Record rush for Black Friday begins - but will websites cope?

Retailers are preparing for a Black Friday frenzy, with British shoppers expected to spend a record £2bn in just 24 hours.
There have been days of discounting ahead of the main event as major brands battle for Christmas shoppers.
Once Cyber Monday draws to a close after the weekend, analysts predict an eye-watering £5.8bn will have been spent both online and on the high street.
Online shopping is again predicted to account for the majority of today's sales, in a move away from the ugly pushing and shoving seen in some stores over recent years.
Retailers will be hoping that their websites will cope under the strain of Black Friday, following a series of service outages last year which left bargain hunters frustrated.

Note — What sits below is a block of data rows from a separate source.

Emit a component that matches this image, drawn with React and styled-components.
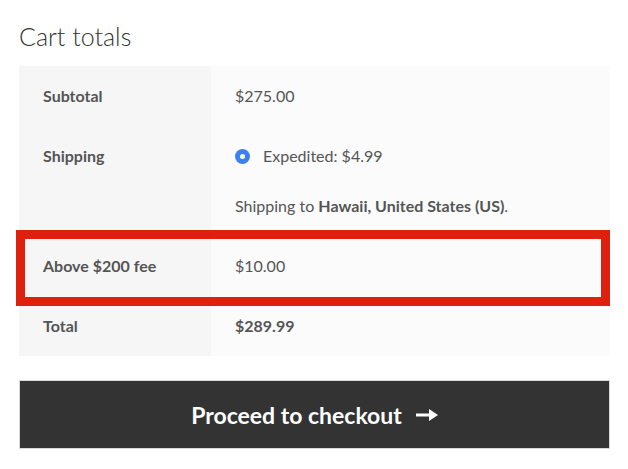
import React from 'react'
import styled, { createGlobalStyle } from 'styled-components'

const GlobalStyle = createGlobalStyle`
  html, body {
    margin: 0;
    padding: 0;
    background: #ffffff;
  }
  body {
    font-family: "Lato", "Liberation Sans", sans-serif;
    color: #555555;
  }
`

const Page = styled.div`
  padding: 22px 18px 0 19px;
  width: 628px;
  box-sizing: border-box;
`

const Title = styled.h2`
  margin: 0 0 16px;
  font-size: 25px;
  line-height: 28px;
  font-weight: 300;
  color: #333333;
`

const Totals = styled.div`
  display: grid;
  grid-template-columns: 192px 1fr;
`

const Row = styled.div`
  display: contents;
`

const Label = styled.div`
  background: #f6f6f6;
  padding: 18px 24px;
  font-size: 16px;
  line-height: 24px;
  font-weight: 700;
  color: #555555;
`

const Value = styled.div`
  background: #fbfbfb;
  padding: 18px 24px;
  font-size: 16px;
  line-height: 24px;
  font-weight: ${({ strong }) => (strong ? 700 : 400)};
  color: #555555;
`

const HighlightRow = styled.div`
  position: relative;
  grid-column: 1 / -1;
  display: grid;
  grid-template-columns: 192px 1fr;
`

const Highlight = styled.div`
  position: absolute;
  z-index: 2;
  top: -6px;
  bottom: -10px;
  left: -3px;
  right: 0;
  border: 9px solid #e0200f;
  pointer-events: none;
`

const Method = styled.label`
  display: flex;
  align-items: center;
  gap: 13px;
  margin-bottom: 26px;
`

const Radio = styled.span`
  width: 15px;
  height: 15px;
  border-radius: 50%;
  background: #3d82ec;
  display: flex;
  align-items: center;
  justify-content: center;
  &::after {
    content: '';
    width: 5px;
    height: 5px;
    border-radius: 50%;
    background: #ffffff;
  }
`

const Destination = styled.p`
  margin: 0;
  strong {
    font-weight: 700;
  }
`

const Checkout = styled.button`
  margin-top: 24px;
  width: 100%;
  height: 69px;
  background: #333333;
  border: 1px solid #d8d8d8;
  color: #ffffff;
  font-family: "Lato", "Liberation Sans", sans-serif;
  font-size: 23px;
  font-weight: 700;
  display: flex;
  align-items: center;
  justify-content: center;
  gap: 14px;
  cursor: pointer;
`

const Arrow = () => (
  <svg width="22" height="14" viewBox="0 0 22 14">
    <rect x="0" y="5.5" width="14" height="3" fill="#fff" />
    <path d="M13 1 L22 7 L13 13 Z" fill="#fff" />
  </svg>
)

const App = () => {
  return (
    <Page>
      <GlobalStyle />
      <Title>Cart totals</Title>
      <Totals>
        <Row>
          <Label>Subtotal</Label>
          <Value>$275.00</Value>
        </Row>
        <Row>
          <Label>Shipping</Label>
          <Value>
            <Method>
              <Radio />
              Expedited: $4.99
            </Method>
            <Destination>
              Shipping to <strong>Hawaii, United States (US)</strong>.
            </Destination>
          </Value>
        </Row>
        <HighlightRow>
          <Label>Above $200 fee</Label>
          <Value>$10.00</Value>
          <Highlight />
        </HighlightRow>
        <Row>
          <Label>Total</Label>
          <Value strong>$289.99</Value>
        </Row>
      </Totals>
      <Checkout>
        Proceed to checkout
        <Arrow />
      </Checkout>
    </Page>
  )
}

export default App
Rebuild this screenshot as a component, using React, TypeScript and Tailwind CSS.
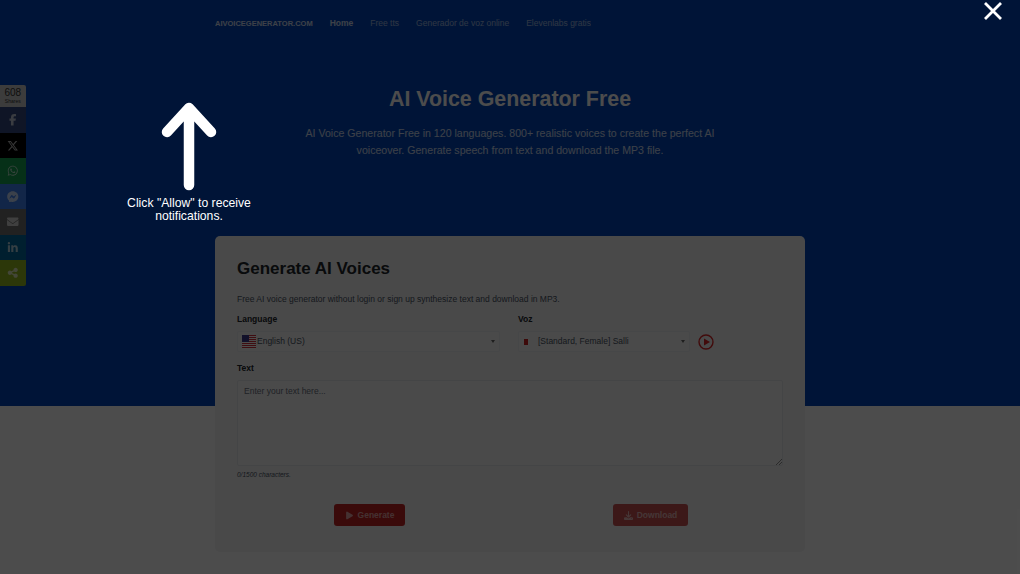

John Lewis was one of the high-profile names in 2015 to suffer a service outage amid record traffic to its site.
Tesco, Boots, Boohoo and Argos also experienced problems.
This time around, John Lewis says it has taken action to ensure all its customers enjoy a smooth shopping experience, with the chain also laying on extra staff in its 48 stores.
However, some of the high street's biggest names will not be joining the Black Friday bonanza - including Ikea, Next and Asda, the supermarket which takes the credit for bringing the craze over from the US back in 2013.
British shoppers are expected to spend £2.3m a minute - despite warnings that discounts might not be offering the value they claim. 
It has also been suggested that bargains could be thinner on the ground for next year's event, with prices inevitably moving higher unless there is a dramatic recovery in sterling.
Retail consultancy Fitch said it expected foreign brands to have a particularly strong season in the UK this year, as many prepare to raise prices to account for the collapse in the value of the pound since the EU referendum.
It cited promised price rises from the likes of Apple and Microsoft, while a growing number of UK chains - Mothercare and Argos on Thursday alone - have also said prices are set to go up.
The problem for UK retailers is that the fall in the pound - up to 20% versus the dollar alone - has made the cost of importing goods more expensive.
Businesses face the choice of absorbing the increases or passing them on to protect profits.
The Bank of England predicts consumer price inflation will hit 2.7% next year - above the current level of wage growth.
Such a scenario would put a squeeze on household spending power and therefore the economy, which has relied on consumer spending for the bulk of its recent growth.